▸ **GOAL**
Repeat every line exactly, keeping the pictures out of the copy.

▸ **INFORMATION SUPPLIED**
** Start **
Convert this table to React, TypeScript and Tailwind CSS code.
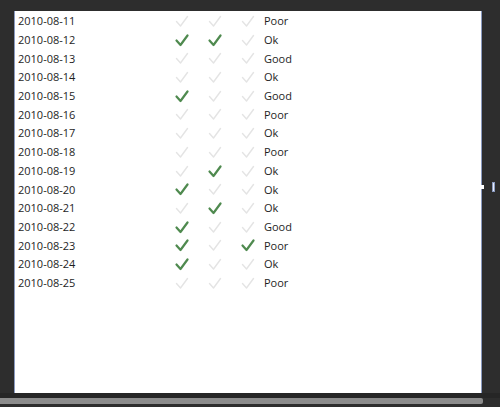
import React from "react";

const rows: [string, boolean, boolean, boolean, string][] = [
  ["2010-08-11", false, false, false, "Poor"],
  ["2010-08-12", true, true, false, "Ok"],
  ["2010-08-13", false, false, false, "Good"],
  ["2010-08-14", false, false, false, "Ok"],
  ["2010-08-15", true, false, false, "Good"],
  ["2010-08-16", false, false, false, "Poor"],
  ["2010-08-17", false, false, false, "Ok"],
  ["2010-08-18", false, false, false, "Poor"],
  ["2010-08-19", false, true, false, "Ok"],
  ["2010-08-20", true, false, false, "Ok"],
  ["2010-08-21", false, true, false, "Ok"],
  ["2010-08-22", true, false, false, "Good"],
  ["2010-08-23", true, false, true, "Poor"],
  ["2010-08-24", true, false, false, "Ok"],
  ["2010-08-25", false, false, false, "Poor"],
];

function Check({ on }: { on: boolean }) {
  return (
    <div className="w-[33px] flex justify-center">
      <svg width="14" height="13" viewBox="0 0 14 13">
        <path
          d="M1.5 6.5 L5.5 11 L12.5 1.5"
          fill="none"
          stroke={on ? "#4f8a4f" : "#e4e4e4"}
          strokeWidth={on ? 2.2 : 1.4}
          strokeLinecap="round"
          strokeLinejoin="round"
        />
      </svg>
    </div>
  );
}

export default function App() {
  return (
    <div
      className="w-[500px] h-[407px] bg-[#2d2d2d] flex flex-col overflow-hidden"
      style={{ fontFamily: '"Open Sans", "Noto Sans", sans-serif' }}
    >
      <div className="h-[11px] shrink-0" />
      <div className="flex h-[382px] shrink-0">
        <div className="w-[14px] shrink-0" />
        <div className="w-[468px] bg-white border-l border-r border-[#8a9ac0] pt-[1px]">
          {rows.map((r) => (
            <div key={r[0]} className="h-[18.72px] flex items-center text-[11px] text-[#1e1e1e]">
              <div className="w-[150px] pl-[3px]">{r[0]}</div>
              <Check on={r[1]} />
              <Check on={r[2]} />
              <Check on={r[3]} />
              <div className="pl-[0px]">{r[4]}</div>
            </div>
          ))}
        </div>
        <div className="relative flex-1">
          <div className="absolute left-[-2px] top-[174px] w-[4px] h-[4px] bg-white" />
          <div className="absolute left-[10px] top-[171px] w-[3px] h-[10px] bg-[#e8ecf8] border border-[#8a9ac0]" />
        </div>
      </div>
      <div className="h-[5px] shrink-0 bg-[#262626]" />
      <div className="h-[6px] w-[483px] shrink-0 bg-[#8c8c8c] rounded-r-[2px]" />
    </div>
  );
}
** End **
▸ **THE ANSWER**
Convert this table to React, TypeScript and Tailwind CSS code.
import React from "react";

const rows: [string, boolean, boolean, boolean, string][] = [
  ["2010-08-11", false, false, false, "Poor"],
  ["2010-08-12", true, true, false, "Ok"],
  ["2010-08-13", false, false, false, "Good"],
  ["2010-08-14", false, false, false, "Ok"],
  ["2010-08-15", true, false, false, "Good"],
  ["2010-08-16", false, false, false, "Poor"],
  ["2010-08-17", false, false, false, "Ok"],
  ["2010-08-18", false, false, false, "Poor"],
  ["2010-08-19", false, true, false, "Ok"],
  ["2010-08-20", true, false, false, "Ok"],
  ["2010-08-21", false, true, false, "Ok"],
  ["2010-08-22", true, false, false, "Good"],
  ["2010-08-23", true, false, true, "Poor"],
  ["2010-08-24", true, false, false, "Ok"],
  ["2010-08-25", false, false, false, "Poor"],
];

function Check({ on }: { on: boolean }) {
  return (
    <div className="w-[33px] flex justify-center">
      <svg width="14" height="13" viewBox="0 0 14 13">
        <path
          d="M1.5 6.5 L5.5 11 L12.5 1.5"
          fill="none"
          stroke={on ? "#4f8a4f" : "#e4e4e4"}
          strokeWidth={on ? 2.2 : 1.4}
          strokeLinecap="round"
          strokeLinejoin="round"
        />
      </svg>
    </div>
  );
}

export default function App() {
  return (
    <div
      className="w-[500px] h-[407px] bg-[#2d2d2d] flex flex-col overflow-hidden"
      style={{ fontFamily: '"Open Sans", "Noto Sans", sans-serif' }}
    >
      <div className="h-[11px] shrink-0" />
      <div className="flex h-[382px] shrink-0">
        <div className="w-[14px] shrink-0" />
        <div className="w-[468px] bg-white border-l border-r border-[#8a9ac0] pt-[1px]">
          {rows.map((r) => (
            <div key={r[0]} className="h-[18.72px] flex items-center text-[11px] text-[#1e1e1e]">
              <div className="w-[150px] pl-[3px]">{r[0]}</div>
              <Check on={r[1]} />
              <Check on={r[2]} />
              <Check on={r[3]} />
              <div className="pl-[0px]">{r[4]}</div>
            </div>
          ))}
        </div>
        <div className="relative flex-1">
          <div className="absolute left-[-2px] top-[174px] w-[4px] h-[4px] bg-white" />
          <div className="absolute left-[10px] top-[171px] w-[3px] h-[10px] bg-[#e8ecf8] border border-[#8a9ac0]" />
        </div>
      </div>
      <div className="h-[5px] shrink-0 bg-[#262626]" />
      <div className="h-[6px] w-[483px] shrink-0 bg-[#8c8c8c] rounded-r-[2px]" />
    </div>
  );
}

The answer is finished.